According to How, Cope responded by pulling a gun which seemed to end it quick. Cope2 was picked up later by police and let go within a few hours which spurred on more claims of him being a police informant. Given that HOW was the only person who saw Cope with a gun, who knows what to trust.
CAP Vs Morris Park Crew (and everyone else)
The Morris Park Crew were one of New York’s most prolific graffiti crews back in the day. They were a pillar of the scene early on but were kind of seen as the bad guys. This wasn’t without reason though, members of the crew had been beefing with others like Dondi, Min and Blade over the years. In 2009, nearly thirty years after the fact, MPC gave some insight into why this was.

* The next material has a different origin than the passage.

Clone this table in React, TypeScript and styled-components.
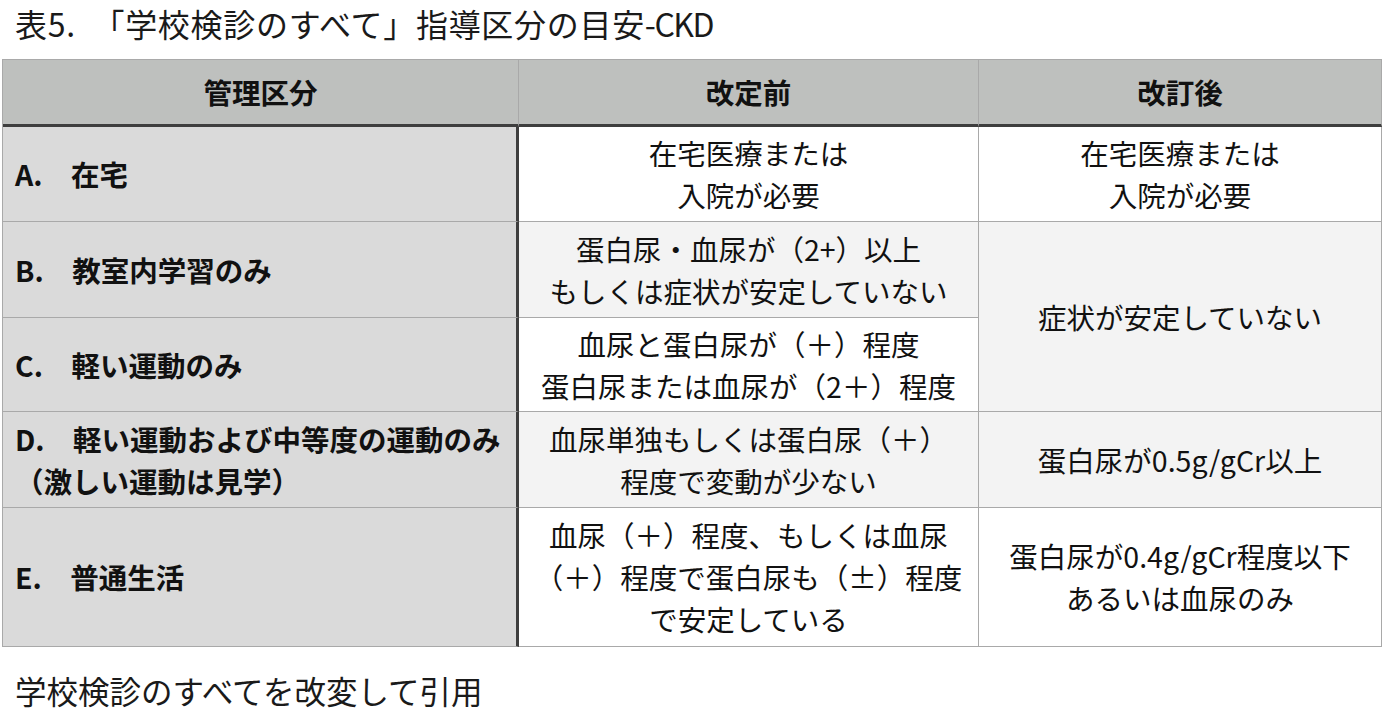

MOC weren’t exactly a tight knit collective. There were a few members at the core who were consistent and a bunch of friends and other artists involved to varying degrees. One of those was CAP. CAP came up with the second round of MPC members but according to the 200 newsletter they released he was never considered a talented artist within the group. He made his name within the group by tagging other artists work and starting beef. When another artist would go after one of the crew, he’d be the first to jump into it, claiming to have his boys backs but causing more beef in the process.
MPC put the blame on him for the majority of their beefs and it’s not hard to see why. His appearance in the Style Wars documentary in ‘83 makes it clear the guy didn’t care much for respecting other artists.
Fume and Bozo Vs The Old Skool
In the late nineties the London graffiti scene broke off from the rest of the country. A generation of hardcore young artists, critical of their elders took graffiti art back to its roots while also making it something completely different.
When graffiti became more accepted as an art form, the new skool wanted to make it less consumable. As far as Bozo and Fume were concerned, graffiti was a war against the establishment. It belonged on trains and in the underground. Respecting the place you tagged and working within it meant giving up what graffiti was supposed to be about.
The beef came to a head during a Unity meet up between graf crews. Fume,Bozo and around twenty members of their crew ended up getting into it with pretty much everyone else in attendance. What sparked it was one of their group stealing spray paint from a crew who’d come from outside of London. They considered it a tax on artists coming in who had yet to prove themselves. Not many people agreed and it kicked off a huge fight.
While the Unity crowd kind of won out against the new skool’s attempts to keep graffiti punk, the impact on the scene is still visible.